Marco Belpoliti, La Stampa 22/4/2014, 22 aprile 2014
ELISABETTA, 88 ANNI. PER UNA VOLTA LI DIMOSTRA
I nonni salveranno il mondo. Nel sorriso della regina Elisabetta c’è tutta la forza di convinzione di chi ha superato indenne le tante calamità di un secolo terribile, il XX, e si affaccia dal balcone del nuovo, il XXI, mostrando con allegria tutte le proprie rughe, seppur attenuate dall’abile illuminazione di David Bailey.
E anche, la smagliante serie dei denti, la messa in piega e soprattutto un malizioso sorriso sornione, da gatta. Come a dire: so ben io. A ragione.
Nata nel 1926, Elisabetta II, ancora regina d’Inghilterra e del Commonwealth, è l’emblema di questa Europa dei nonni, con la popolazione più vecchia del Pianeta, il Vecchio continente, dove l’attesa di vita per uomini e donne cresce di anno in anno, con le donne più longeve dei maschi. Se è vero che questo ritratto è stato commissionato dal governo inglese come un atto di marketing per promuovere il Paese, seppur con il consenso attivo dell’interessata, Bailey ha fatto centro mostrandoci una donna anziana in ottima forma, ottimista, soddisfatta di sé, immagine ideale in un mondo che sin qui ha sempre osannato la giovinezza quale modello valido per ogni età della vita. Che stia ritornando l’idea della vecchiaia quale età della saggezza, della riflessione, del sapere contro l’aspirazione all’eterna giovinezza? Con un movimento opposto e simmetrico all’ascesa delle nuove generazioni nella politica, nell’economia, nella società, al mito della «rottamazione» dei vecchi, la Gran Bretagna contrappone la sua anziana regina in perfetta forma, sorridente e ottimista.

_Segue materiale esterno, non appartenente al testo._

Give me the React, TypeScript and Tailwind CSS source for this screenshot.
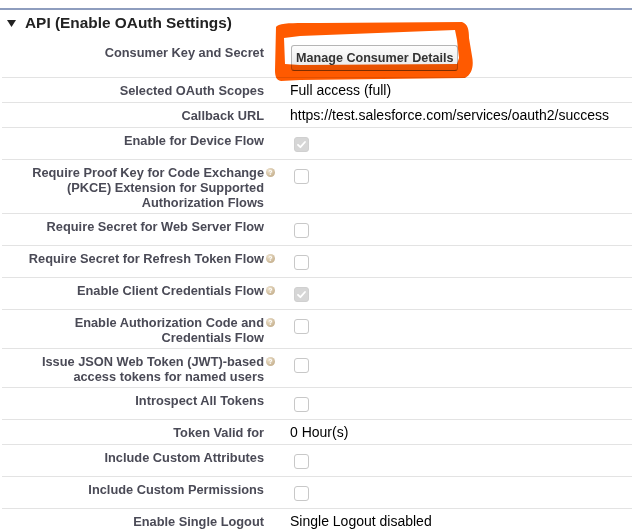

Non è vero che questo non sia un Paese per vecchi. C’è posto anche per loro, soprattutto per loro, dato che gran parte della ricchezza attuale l’ha prodotta la generazione cui appartiene Elisabetta, e ne detiene ancora una buona fetta, per quanto abbia notevolmente diminuito con l’età avanzata i propri consumi. Un tempo ci si rivolgeva agli anziani come a una fonte sicura di conoscenza, per trarne ammaestramenti, avvertenze, consigli, indicazioni. L’anziano del villaggio era il detentore del sapere in un mondo che aveva fatto della stabilità e della continuità il suo fondamento. La tradizione come stile di vita. Poi è arrivata la grande trasformazione degli Anni Sessanta e Settanta, l’invenzione dei teenager, i giovani all’avanguardia nella rivoluzione dei costumi e dei consumi, l’adolescenza come età ideale anche per gli adulti. A tutto questo è seguita la crisi radicale della paternità, la morte del padre e dell’autorità tradizionale. Il sorriso accattivante della regina d’Inghilterra sembra far piazza pulita di tutto questo, e dar ragione a Carl Gustav Jung che, in occasione del suo ottantacinquesimo compleanno, nel 1960, dichiarava all’inviato del «Sunday Times»: «Una conoscenza di sé sempre più approfondita è indispensabile per una vera continuazione della vita nella vecchiaia (…). Non c’è niente di più ridicolo o stolto di un vecchio che finge di essere giovane: si perde anche la dignità, che è l’unica prerogativa della vecchiaia».
Di questa dignità Elisabetta si fa forte, anzi la volge in una provocazione chi per la guarda: Sono ancora qui, sorrido alla vita. Prima che ai figli e ai nipoti, alle generazioni presenti e future, questo sguardo è rivolto alle generazioni passate, ai vecchi come lei, che invita a imitarla. Per quanto privilegiata per nascita e per carica, Elisabetta è davvero una donna anziana come le altre. Nonostante il giro di perle, l’abito elegante, la spilla e gli orecchini, è una donna del popolo, appartiene a quella borghesia in crisi, o in via di scomparsa, ma che ancora si può riconoscere nelle sue rughe d’espressione, nelle pieghe delle guance e del collo. Mostrare la propria vecchiezza è motivo d’orgoglio. Dopo aver volto lo sguardo da fuori a dentro, com’è necessario per la vera saggezza, diceva Jung, ora Elisabetta lo rivolge fuori e l’irradia all’intorno. Ci dice: Saremo ancora noi nonni, e bisnonni, a salvare il mondo, credetemi.